CRM 2.0
How to Get More Value from your Existing CRM Investment and Surge CRM ROI
When you graduated from high school or college, was that the end of your learning? Most say that's when the real learning starts. The end of your CRM implementation is a similar experience.
The CRM go-live event is not the end of your pursuit to use technology to acquire and retain more customers, it’s the start of a journey where progressive advancements deliver progressively bigger business outcomes and financial results.
For many businesses, the CRM deployment was designed to get the software working quickly. And that can aid data management, basic process automation and routine reporting. But it's not going to deliver a material impact to business performance or financial outcomes. Not by itself.
For that, optimizing your CRM software for business outcomes is the next step. Our CRM 2.0 Framework is designed to advance CRM from basic transaction processing to achieving the most important business outcomes. It’s a 4-step process summarized below.
CRM 2.0 to Surge CRM ROI
Start with Business Outcomes
Start by identifying the most important business results that CRM technology should improve. For example, the below image shows CRM-enabled business outcomes for the company, sales, marketing and customer service. Take note that the outcomes all deliver top and bottom-line financial results.

Apply Best Practices
This step is to identify the CRM best practices that maximize your business outcomes.
Research performed for the CRM Excellence Report revealed 9 CRM best practices most contributed to company financial measures and CRM software operational excellence.

Also recognize CRM best practices are symbiotic. Achieving any one will contribute to others. When adopted holistically CRM best practices lower operational cost, empower staff for increased performance, and improve customer and company business outcomes.
But here's the thing. You need to apply Predictive Analytics to forecast the financial uplift from each of the best practices, in order to know which of them deliver the biggest results.
Using pro forma analytics to show the financial impact from each best practice, as well as combinations of improvements, allows you to compare and rank them so management can select those that deliver the maximum revenue in the least time, cost and risk.

Advance Your CRM
The third step is to configure the selected best practices in your CRM software. Configuration may include some custom entities or objects. For example, to help our clients we needed to build a sales win plan object to improve the sales conversion rate and a strategic account management plan entity to increase customer lifetime value.

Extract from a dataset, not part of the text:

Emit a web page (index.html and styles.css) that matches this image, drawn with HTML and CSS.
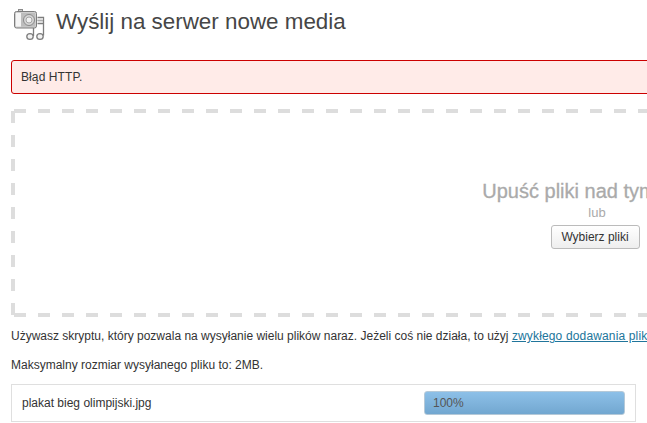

Advancing your CRM value can also be done with advanced applications. This may include apps like a Customer Data Platform (CDP) to deliver more relevant, personalized and contextual offers, proposals or other customer communications. Or you may use AI for intelligent next-beast-action recommendations, guided selling or other guided automation. The thing to remember is that any app selected must directly support the business outcomes identified in step 1 and measured in step 2.
Use Data and Analytics
Lastly, you need to identify the most important key performance indicators (KPIs) that measure progress toward your targeted business outcomes. That may include creating KPIs in your CRM software for metrics such as Customer Experience (CX) score, Customer Lifetime Value (CLV), account health score, lead leakage or other measures that impact progress toward your goals.
You can then configure role-based dashboards to show real-time progress, detect variances and suggest next best actions or remediation steps.

Some Examples
Does CRM software increase sales conversions? Technology generally improves efficiency, not effectiveness. At best, your CRM application may provide an incremental improvement to the sales win rate but by itself is not going to deliver much of an impact. However, CRM automation combined with a sales methodology best practice can deliver a significant uplift to sales conversions. Research published in the Sales Excellence Report shows that when CRM is integrated with a sale methodology sellers achieve an average 11 percent higher sales win rate.
Does CRM technology decrease customer churn? Not by itself. But you can apply the customer retention best practice that starts with a customer churn prediction model. And then you can advance from predicting to preventing customer attrition by modifying the model to show not just which customers are at risk, but why they are churning and thereby surface the root causes so the sources of churn be proactively resolved to prevent defections.
These are only a few examples of how using CRM best practices drives important business outcomes and CRM ROI.
A Second Bite of the Apple
The first step of deploying CRM software is the easy part. But getting CRM software to run is not a business outcome. Simply installing CRM software is not going to improve business results any more than putting a new engine in your car will make you a better driver.
Business value is enabled with technology, but the technology must be combined with improved processes to deliver improved business results. In the words of a CRM Excellence survey participant, “Naively believing technology by itself will improve business performance is a fool's errand.”
Until you optimize the software to achieve business results such as acquiring more customers, increasing customer share or reducing customer churn, you just have a tool.